O conflito não resolvido de todos eles é encontrar uma forma de chegar diretamente à presidente. A princípio, confiaram em Jorge Capitanich, mas este se passou ao fanatismo dos convertidos. O político aberto e pragmático se converteu num cruzado do cristinismo mais paranóico. Dois governadores peronistas dizem que nunca confiaram em Capitanich como um representante do partido na Casa de Governo. “Só sabe dizer sim. Foi assim com Cavallo, Duhalde, Kirchner e Cristina”, resumem.

O interlocutor ideal para todos eles seria Scioli, por sua envergadura como governador da província mais importante do país e como um dos poucos políticos peronistas que conservam respeitáveis índices de popularidade. O problema é que Scioli não nasceu para dar ultimato a alguém. E o que os peronistas querem é que alguém diga a Cristina que o partido não se suicidará pelas bagunças que arma Axel Kicillof. O ministro da Economia é quase uma mania para eles. “O peronismo não praticou jamais a prova de tentativa e erro no poder”, disse um governador com notável desprezo pelo ministro da Economia.

Só há um prefeito na província de Buenos Aires, o de La Matanza, Fernando Espinoza, com um trato amável e assíduo com a presidente. Espinoza, que é agora também o presidente do PJ de Buenos Aires, costuma levar pedidos concretos a Cristina para a gestão dos prefeitos. Não obstante, ninguém está certo de que seria possível convencê-lo a ser o mensageiro do ultimato.

Ultimato é uma palavra muito usada estes dias no justicialismo. O que significa? “Que Cristina deixe de lado La Cámpora e se apoie no peronismo, ou o peronismo não a apoiará”, responde um governador. Está vindo à tona no partido um velho rancor escondido, que se dissimulava desde o início do segundo mandato da presidente. Provocou-o a opção de Cristina pelos jovens camporistas.

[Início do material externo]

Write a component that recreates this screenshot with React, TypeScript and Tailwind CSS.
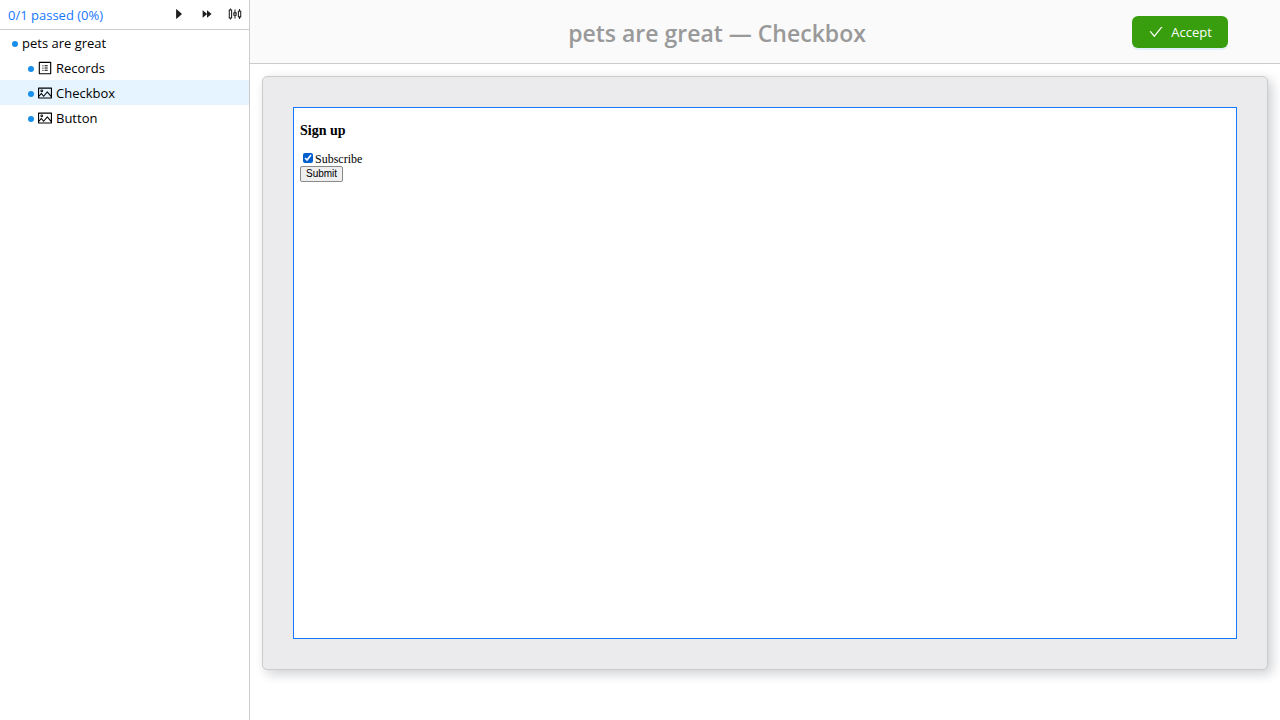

“Ela nos deu as costas”, diz um prefeito. “Como explicar à sociedade que o kirchnerismo não é peronista?”, pergunta, retoricamente, um de seus mais conhecidos dirigentes. O fantasma de uma sociedade argentina cansada do PJ e optando por outras variantes eleitorais surge com insistência nessas conversas entre peronistas.

Os peronistas observam com certa admiração a capacidade de decisão dos dirigentes sindicais, que foram sempre a vanguarda do movimento. Já não há diferenças substanciais entre Hugo Moyano e Antonio Caló, o velho opositor e o recente oficialista. Os dois falam mal de Kicillof, se queixam da inflação e impõem duras condições em público. “No final, Moyano tinha razão: Cristina será um fardo para o PJ”, resignou-se um dirigente da CGT oficialista.